> _TASK STATEMENT_:
Reproduce each of the lines word for word.

= = = =

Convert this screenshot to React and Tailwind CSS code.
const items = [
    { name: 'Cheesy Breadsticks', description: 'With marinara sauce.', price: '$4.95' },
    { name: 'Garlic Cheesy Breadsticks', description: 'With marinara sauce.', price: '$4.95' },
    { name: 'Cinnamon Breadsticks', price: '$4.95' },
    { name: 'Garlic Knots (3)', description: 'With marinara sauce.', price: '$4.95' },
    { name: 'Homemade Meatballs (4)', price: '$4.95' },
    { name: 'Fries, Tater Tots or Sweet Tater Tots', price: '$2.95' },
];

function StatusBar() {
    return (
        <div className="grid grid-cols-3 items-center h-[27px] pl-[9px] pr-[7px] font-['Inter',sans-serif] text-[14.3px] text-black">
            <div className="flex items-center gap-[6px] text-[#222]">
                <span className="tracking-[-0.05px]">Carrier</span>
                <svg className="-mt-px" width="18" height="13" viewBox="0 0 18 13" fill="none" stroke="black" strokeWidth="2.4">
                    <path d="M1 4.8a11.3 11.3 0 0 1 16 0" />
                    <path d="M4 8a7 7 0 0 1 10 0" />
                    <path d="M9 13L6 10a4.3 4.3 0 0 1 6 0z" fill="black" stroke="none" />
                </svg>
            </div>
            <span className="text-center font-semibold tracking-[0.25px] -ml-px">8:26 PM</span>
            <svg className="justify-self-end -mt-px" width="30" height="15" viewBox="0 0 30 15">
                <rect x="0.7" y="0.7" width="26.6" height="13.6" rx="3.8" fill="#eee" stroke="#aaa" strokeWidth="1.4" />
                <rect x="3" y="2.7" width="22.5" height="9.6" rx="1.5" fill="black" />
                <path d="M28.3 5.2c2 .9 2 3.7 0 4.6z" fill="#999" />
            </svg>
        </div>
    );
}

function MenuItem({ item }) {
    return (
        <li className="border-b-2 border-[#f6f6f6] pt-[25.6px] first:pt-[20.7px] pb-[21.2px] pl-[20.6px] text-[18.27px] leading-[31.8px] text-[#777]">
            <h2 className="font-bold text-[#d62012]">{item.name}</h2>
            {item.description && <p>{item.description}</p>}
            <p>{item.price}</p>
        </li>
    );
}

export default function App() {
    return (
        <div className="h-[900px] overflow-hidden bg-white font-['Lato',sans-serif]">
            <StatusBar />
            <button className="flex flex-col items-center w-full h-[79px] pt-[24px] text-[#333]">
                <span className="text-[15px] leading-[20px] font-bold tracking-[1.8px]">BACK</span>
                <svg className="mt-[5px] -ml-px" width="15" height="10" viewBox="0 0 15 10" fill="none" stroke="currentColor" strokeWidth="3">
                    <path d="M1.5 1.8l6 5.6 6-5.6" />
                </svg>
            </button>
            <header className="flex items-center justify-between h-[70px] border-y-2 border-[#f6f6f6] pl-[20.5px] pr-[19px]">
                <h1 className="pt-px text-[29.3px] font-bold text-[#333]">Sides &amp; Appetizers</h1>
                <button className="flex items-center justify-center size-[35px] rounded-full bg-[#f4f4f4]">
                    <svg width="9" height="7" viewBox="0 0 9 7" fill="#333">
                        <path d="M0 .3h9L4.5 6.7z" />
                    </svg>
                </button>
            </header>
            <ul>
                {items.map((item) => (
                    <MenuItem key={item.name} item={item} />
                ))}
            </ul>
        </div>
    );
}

= = = =

> _ANSWER FOR THIS EXERCISE_:
Convert this screenshot to React and Tailwind CSS code.
const items = [
    { name: 'Cheesy Breadsticks', description: 'With marinara sauce.', price: '$4.95' },
    { name: 'Garlic Cheesy Breadsticks', description: 'With marinara sauce.', price: '$4.95' },
    { name: 'Cinnamon Breadsticks', price: '$4.95' },
    { name: 'Garlic Knots (3)', description: 'With marinara sauce.', price: '$4.95' },
    { name: 'Homemade Meatballs (4)', price: '$4.95' },
    { name: 'Fries, Tater Tots or Sweet Tater Tots', price: '$2.95' },
];

function StatusBar() {
    return (
        <div className="grid grid-cols-3 items-center h-[27px] pl-[9px] pr-[7px] font-['Inter',sans-serif] text-[14.3px] text-black">
            <div className="flex items-center gap-[6px] text-[#222]">
                <span className="tracking-[-0.05px]">Carrier</span>
                <svg className="-mt-px" width="18" height="13" viewBox="0 0 18 13" fill="none" stroke="black" strokeWidth="2.4">
                    <path d="M1 4.8a11.3 11.3 0 0 1 16 0" />
                    <path d="M4 8a7 7 0 0 1 10 0" />
                    <path d="M9 13L6 10a4.3 4.3 0 0 1 6 0z" fill="black" stroke="none" />
                </svg>
            </div>
            <span className="text-center font-semibold tracking-[0.25px] -ml-px">8:26 PM</span>
            <svg className="justify-self-end -mt-px" width="30" height="15" viewBox="0 0 30 15">
                <rect x="0.7" y="0.7" width="26.6" height="13.6" rx="3.8" fill="#eee" stroke="#aaa" strokeWidth="1.4" />
                <rect x="3" y="2.7" width="22.5" height="9.6" rx="1.5" fill="black" />
                <path d="M28.3 5.2c2 .9 2 3.7 0 4.6z" fill="#999" />
            </svg>
        </div>
    );
}

function MenuItem({ item }) {
    return (
        <li className="border-b-2 border-[#f6f6f6] pt-[25.6px] first:pt-[20.7px] pb-[21.2px] pl-[20.6px] text-[18.27px] leading-[31.8px] text-[#777]">
            <h2 className="font-bold text-[#d62012]">{item.name}</h2>
            {item.description && <p>{item.description}</p>}
            <p>{item.price}</p>
        </li>
    );
}

export default function App() {
    return (
        <div className="h-[900px] overflow-hidden bg-white font-['Lato',sans-serif]">
            <StatusBar />
            <button className="flex flex-col items-center w-full h-[79px] pt-[24px] text-[#333]">
                <span className="text-[15px] leading-[20px] font-bold tracking-[1.8px]">BACK</span>
                <svg className="mt-[5px] -ml-px" width="15" height="10" viewBox="0 0 15 10" fill="none" stroke="currentColor" strokeWidth="3">
                    <path d="M1.5 1.8l6 5.6 6-5.6" />
                </svg>
            </button>
            <header className="flex items-center justify-between h-[70px] border-y-2 border-[#f6f6f6] pl-[20.5px] pr-[19px]">
                <h1 className="pt-px text-[29.3px] font-bold text-[#333]">Sides &amp; Appetizers</h1>
                <button className="flex items-center justify-center size-[35px] rounded-full bg-[#f4f4f4]">
                    <svg width="9" height="7" viewBox="0 0 9 7" fill="#333">
                        <path d="M0 .3h9L4.5 6.7z" />
                    </svg>
                </button>
            </header>
            <ul>
                {items.map((item) => (
                    <MenuItem key={item.name} item={item} />
                ))}
            </ul>
        </div>
    );
}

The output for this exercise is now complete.